Test Processes & Standards
Implementing a multi-zone system requires validated processes.
1. Initial System Calibration: Mapping the temperature profile across a calibration wafer or dummy package using an external, high-accuracy thermal imaging camera or an array of traceable probes. This data is used to tune the multi-zone PID parameters.
2. Routine Verification: Periodic checks using a simplified calibration fixture to verify uniformity and accuracy against baseline data, as per internal quality procedures.
3. In-Situ Monitoring: Continuous logging of all zone temperatures and heater power during production tests to identify long-term drift or sudden failures.
4. Relevant Standards: While socket-specific thermal standards are limited, processes align with the rigor of:
* JEDEC JESD51 Series: Standards for measuring thermal characteristics of IC packages.
* MIL-STD-883: Method 1015 (Burn-in) and other methods emphasizing precise environmental control.
* ISO 9001 / IATF 16949: Framework for calibration and monitoring of test equipment.
Selection Recommendations
For hardware engineers, test engineers, and procurement professionals, selection criteria should be based on technical requirements and total cost of ownership.
* Match the Zone Configuration to the DUT: A high-power GPU may need a 4-5 zone system to manage hotspots, while a smaller memory chip may be well-served by a 2-zone system.
* Prioritize Key Parameters: Based on your application:
For Burn-in:* Prioritize high uniformity and long-term reliability at the high-temperature setpoint.
For Characterization:* Prioritize accuracy, fast stabilization, and fine resolution across a wide temperature range.
* Evaluate the Controller Interface: The software should allow easy tuning, recipe management, and data logging. Look for features like automatic PID tuning and cross-zone decoupling algorithms.
* Assess Integration Support: The vendor should provide thermal maps, calibration data, and mechanical models for integration into your test handler or burn-in chamber.

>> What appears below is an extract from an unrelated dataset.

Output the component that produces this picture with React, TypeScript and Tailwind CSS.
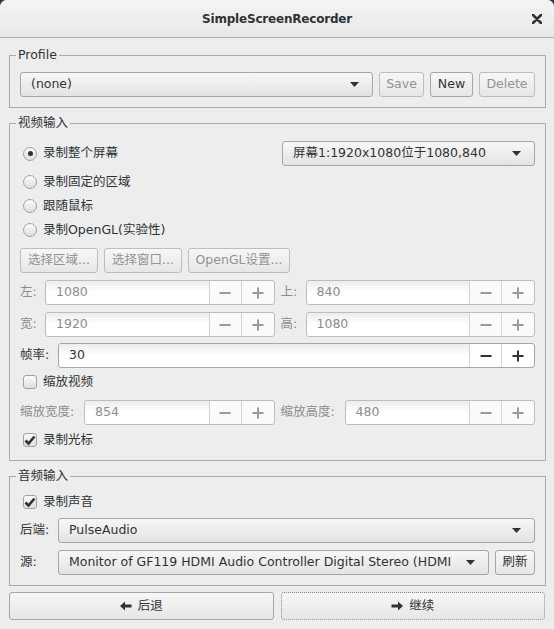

* Consider Lifespan & Service Cost: Evaluate the expected maintenance cycle, ease of TIM replacement, and availability of repair services. A higher initial cost with lower maintenance can offer a better TCO.
Conclusion
The transition from single-zone to Multi-Zone Thermal Uniformity Calibration Systems marks a significant advancement in IC test technology. By enabling precise, spatially-aware temperature control, these systems directly address the core pain points of thermal gradients and instability that compromise test integrity for advanced packages. For teams engaged in cutting-edge semiconductor validation and reliability assurance, investing in such a system is not merely an upgrade but a necessity to ensure data accuracy, improve yield, and achieve reliable qualification in the face of increasing device complexity and power density. The selection process must be driven by quantifiable performance parameters, a clear understanding of the application’s thermal demands, and a partnership with a vendor capable of providing robust, data-supported calibration and support.